→ **What to produce**
Beginning with the first line, set down every line through the one containing "import React from", exactly as it appears, but not the pictures.

→ **Listing**
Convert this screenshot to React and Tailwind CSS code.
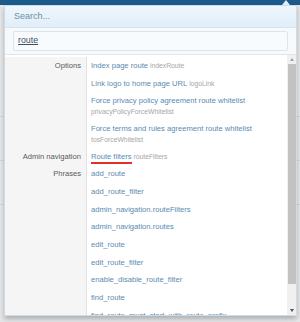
import React from "react";

const groups = [
  {
    label: "Options",
    items: [
      { title: "Index page route", hint: "indexRoute" },
      { title: "Link logo to home page URL", hint: "logoLink" },
      { title: "Force privacy policy agreement route whitelist", sub: "privacyPolicyForceWhitelist" },
      { title: "Force terms and rules agreement route whitelist", sub: "tosForceWhitelist" },
    ],
  },
  {
    label: "Admin navigation",
    items: [{ title: "Route filters", hint: "routeFilters", active: true }],
  },
  {
    label: "Phrases",
    items: [
      { title: "add_route" },
      { title: "add_route_filter" },
      { title: "admin_navigation.routeFilters" },
      { title: "admin_navigation.routes" },
      { title: "edit_route" },
      { title: "edit_route_filter" },
      { title: "enable_disable_route_filter" },
      { title: "find_route" },
      { title: "find_route_must_start_with_route_prefix" },
    ],
  },
];

function Row({ item }) {
  return (
    <div className="px-[3px] py-[2.85px]">
      <div className="h-[12px] leading-[12px] text-[7.6px] text-[#5a8ab0] whitespace-nowrap">
        <span className={item.active ? "border-b-2 border-[#e0312f] pb-[1px]" : ""}>
          {item.title}
        </span>
        {item.hint && <span className="text-[6.8px] text-[#a6a6a6]"> {item.hint}</span>}
      </div>
      {item.sub && (
        <div className="h-[10px] leading-[10px] text-[6.8px] text-[#a6a6a6] whitespace-nowrap">{item.sub}</div>
      )}
    </div>
  );
}

export default function App() {
  return (
    <div
      className="relative w-[300px] h-[322px] overflow-hidden bg-[#e6e8ea]"
      style={{ fontFamily: "'Liberation Sans', Arial, sans-serif" }}
    >
      {/* page behind */}
      <div className="h-[5px] bg-[#1a5b8b]" />
      <div className="flex flex-col">
        <div className="h-[112px] border-b border-[#d6d8da]" />
        <div className="h-[44px] border-b border-[#d6d8da]" />
        <div className="h-[44px] border-b border-[#d6d8da]" />
      </div>

      {/* popup arrow */}
      <div className="absolute left-[282px] top-0 w-0 h-0 border-l-[4px] border-r-[4px] border-b-[5px] border-l-transparent border-r-transparent border-b-[#e4f0f9]" />

      {/* popup */}
      <div className="absolute left-[4px] top-[5px] w-[293px] h-[311px] bg-white border border-[#cfdbe5] shadow-[0_3px_5px_rgba(0,0,0,0.25)] flex flex-col overflow-hidden">
        <div className="h-[22px] shrink-0 bg-gradient-to-b from-[#eef6fc] to-[#e1eef8] border-b border-[#d5e3ee] flex items-center px-[9px]">
          <span className="text-[9px] text-[#6f8ea6]">Search...</span>
        </div>
        <div className="shrink-0 bg-[#f6fafd] px-[8px] pt-[3px] pb-[3px] border-b border-[#e1e6ea]">
          <div className="h-[20px] bg-[#f8fbfd] border border-[#dde5ec] rounded-[2px] flex items-center px-[4px]">
            <span className="text-[8.8px] text-[#3d4f60] underline">route</span>
          </div>
        </div>
        <div className="flex flex-1 min-h-0">
          <div className="flex-1 min-w-0 overflow-hidden pt-[2px]">
            {groups.map((g) => (
              <div key={g.label} className="flex">
                <div className="w-[82px] shrink-0 bg-[#f5f5f5] border-r border-[#e2e2e2] text-right pr-[5px] pt-[2.85px] text-[7.6px] leading-[12px] text-[#5a5a5a] whitespace-nowrap">
                  {g.label}
                </div>
                <div className="flex-1 min-w-0 pl-[1px]">
                  {g.items.map((it) => (
                    <Row key={it.title} item={it} />
                  ))}
                </div>
              </div>
            ))}
          </div>
          <div className="w-[9px] shrink-0 bg-[#f0f0f0] flex flex-col items-center">
            <div className="h-[9px] flex items-center justify-center">
              <div className="w-0 h-0 border-l-[2.5px] border-r-[2.5px] border-b-[3px] border-l-transparent border-r-transparent border-b-[#a3a3a3]" />
            </div>
            <div className="w-[8px] h-[220px] bg-[#c2c2c2]" />
            <div className="flex-1" />
            <div className="h-[9px] flex items-center justify-center">
              <div className="w-0 h-0 border-l-[2.5px] border-r-[2.5px] border-t-[3px] border-l-transparent border-r-transparent border-t-[#505050]" />
            </div>
          </div>
        </div>
      </div>
    </div>
  );
}
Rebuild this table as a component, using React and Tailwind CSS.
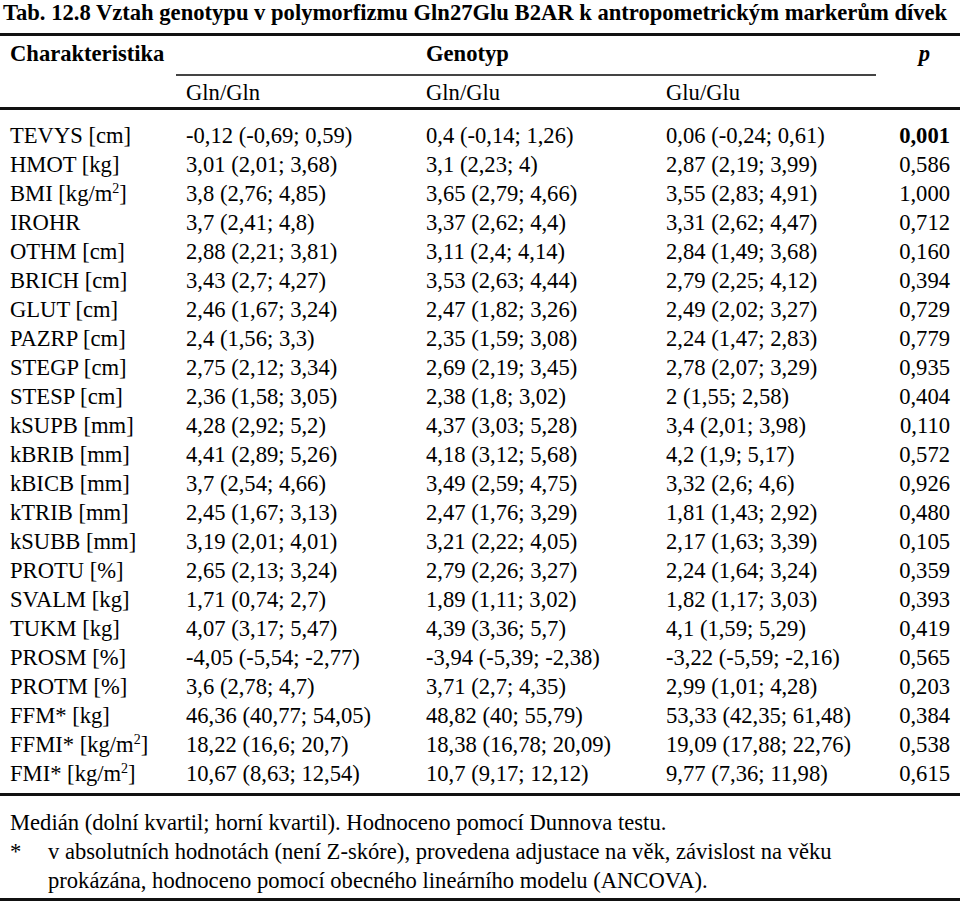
const rows = [
  ['TEVYS [cm]', '-0,12 (-0,69; 0,59)', '0,4 (-0,14; 1,26)', '0,06 (-0,24; 0,61)', '0,001', true],
  ['HMOT [kg]', '3,01 (2,01; 3,68)', '3,1 (2,23; 4)', '2,87 (2,19; 3,99)', '0,586'],
  ['BMI [kg/m^2]', '3,8 (2,76; 4,85)', '3,65 (2,79; 4,66)', '3,55 (2,83; 4,91)', '1,000'],
  ['IROHR', '3,7 (2,41; 4,8)', '3,37 (2,62; 4,4)', '3,31 (2,62; 4,47)', '0,712'],
  ['OTHM [cm]', '2,88 (2,21; 3,81)', '3,11 (2,4; 4,14)', '2,84 (1,49; 3,68)', '0,160'],
  ['BRICH [cm]', '3,43 (2,7; 4,27)', '3,53 (2,63; 4,44)', '2,79 (2,25; 4,12)', '0,394'],
  ['GLUT [cm]', '2,46 (1,67; 3,24)', '2,47 (1,82; 3,26)', '2,49 (2,02; 3,27)', '0,729'],
  ['PAZRP [cm]', '2,4 (1,56; 3,3)', '2,35 (1,59; 3,08)', '2,24 (1,47; 2,83)', '0,779'],
  ['STEGP [cm]', '2,75 (2,12; 3,34)', '2,69 (2,19; 3,45)', '2,78 (2,07; 3,29)', '0,935'],
  ['STESP [cm]', '2,36 (1,58; 3,05)', '2,38 (1,8; 3,02)', '2 (1,55; 2,58)', '0,404'],
  ['kSUPB [mm]', '4,28 (2,92; 5,2)', '4,37 (3,03; 5,28)', '3,4 (2,01; 3,98)', '0,110'],
  ['kBRIB [mm]', '4,41 (2,89; 5,26)', '4,18 (3,12; 5,68)', '4,2 (1,9; 5,17)', '0,572'],
  ['kBICB [mm]', '3,7 (2,54; 4,66)', '3,49 (2,59; 4,75)', '3,32 (2,6; 4,6)', '0,926'],
  ['kTRIB [mm]', '2,45 (1,67; 3,13)', '2,47 (1,76; 3,29)', '1,81 (1,43; 2,92)', '0,480'],
  ['kSUBB [mm]', '3,19 (2,01; 4,01)', '3,21 (2,22; 4,05)', '2,17 (1,63; 3,39)', '0,105'],
  ['PROTU [%]', '2,65 (2,13; 3,24)', '2,79 (2,26; 3,27)', '2,24 (1,64; 3,24)', '0,359'],
  ['SVALM [kg]', '1,71 (0,74; 2,7)', '1,89 (1,11; 3,02)', '1,82 (1,17; 3,03)', '0,393'],
  ['TUKM [kg]', '4,07 (3,17; 5,47)', '4,39 (3,36; 5,7)', '4,1 (1,59; 5,29)', '0,419'],
  ['PROSM [%]', '-4,05 (-5,54; -2,77)', '-3,94 (-5,39; -2,38)', '-3,22 (-5,59; -2,16)', '0,565'],
  ['PROTM [%]', '3,6 (2,78; 4,7)', '3,71 (2,7; 4,35)', '2,99 (1,01; 4,28)', '0,203'],
  ['FFM* [kg]', '46,36 (40,77; 54,05)', '48,82 (40; 55,79)', '53,33 (42,35; 61,48)', '0,384'],
  ['FFMI* [kg/m^2]', '18,22 (16,6; 20,7)', '18,38 (16,78; 20,09)', '19,09 (17,88; 22,76)', '0,538'],
  ['FMI* [kg/m^2]', '10,67 (8,63; 12,54)', '10,7 (9,17; 12,12)', '9,77 (7,36; 11,98)', '0,615'],
];

// "kg/m^2" -> kg/m with a superscript 2
const Label = ({ text }) => {
  if (!text.includes('^2')) return text;
  const [a, b] = text.split('^2');
  return (
    <>
      {a}
      <sup className="text-[14px] top-[-8px]">2</sup>
      {b}
    </>
  );
};

export default function App() {
  return (
    <div className="w-[960px] h-[904px] bg-white text-black font-['Liberation_Serif','Times_New_Roman',serif] text-[22.6px] leading-[29px] overflow-hidden">
      <h1 className="font-bold pl-[3px] leading-[25px] whitespace-nowrap">
        Tab. 12.8 Vztah genotypu v polymorfizmu Gln27Glu B2AR k antropometrickým markerům dívek
      </h1>

      <div className="mt-[8px] border-t-[3px] border-[#111]">
        {/* header */}
        <div className="grid grid-cols-[176px_240px_240px_220px_1fr] border-b-[3px] border-[#111]">
          <div className="row-span-2 pl-[10px] pt-[3px] font-bold">Charakteristika</div>
          <div className="col-span-3 h-[40px] pt-[3px] border-b-2 border-[#444]">
            <div className="grid grid-cols-[240px_240px_220px]">
              <div />
              <div className="pl-[10px] font-bold">Genotyp</div>
            </div>
          </div>
          <div className="row-span-2 pt-[3px] pr-[30px] text-right font-bold italic">p</div>
          <div className="pl-[10px] pt-[2px] h-[29px]">Gln/Gln</div>
          <div className="pl-[10px] pt-[2px]">Gln/Glu</div>
          <div className="pl-[10px] pt-[2px]">Glu/Glu</div>
        </div>

        {/* body */}
        <div className="pt-[11px] pb-[5px] border-b-[3px] border-[#111]">
          {rows.map(([label, a, b, c, p, bold]) => (
            <div key={label} className="grid grid-cols-[176px_240px_240px_220px_1fr] h-[29px] whitespace-nowrap">
              <div className="pl-[10px]"><Label text={label} /></div>
              <div className="pl-[10px]">{a}</div>
              <div className="pl-[10px]">{b}</div>
              <div className="pl-[10px]">{c}</div>
              <div className={`pr-[10px] text-right ${bold ? 'font-bold' : ''}`}>{p}</div>
            </div>
          ))}
        </div>

        {/* notes */}
        <div className="pt-[12px] pb-[3px] border-b-[3px] border-[#111] pl-[10px]">
          <p>Medián (dolní kvartil; horní kvartil). Hodnoceno pomocí Dunnova testu.</p>
          <div className="grid grid-cols-[38px_1fr]">
            <span>*</span>
            <p>
              v absolutních hodnotách (není Z-skóre), provedena adjustace na věk, závislost na věku
              <br />
              prokázána, hodnoceno pomocí obecného lineárního modelu (ANCOVA).
            </p>
          </div>
        </div>
      </div>
    </div>
  );
}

→ **Correct result**
Convert this screenshot to React and Tailwind CSS code.
import React from "react";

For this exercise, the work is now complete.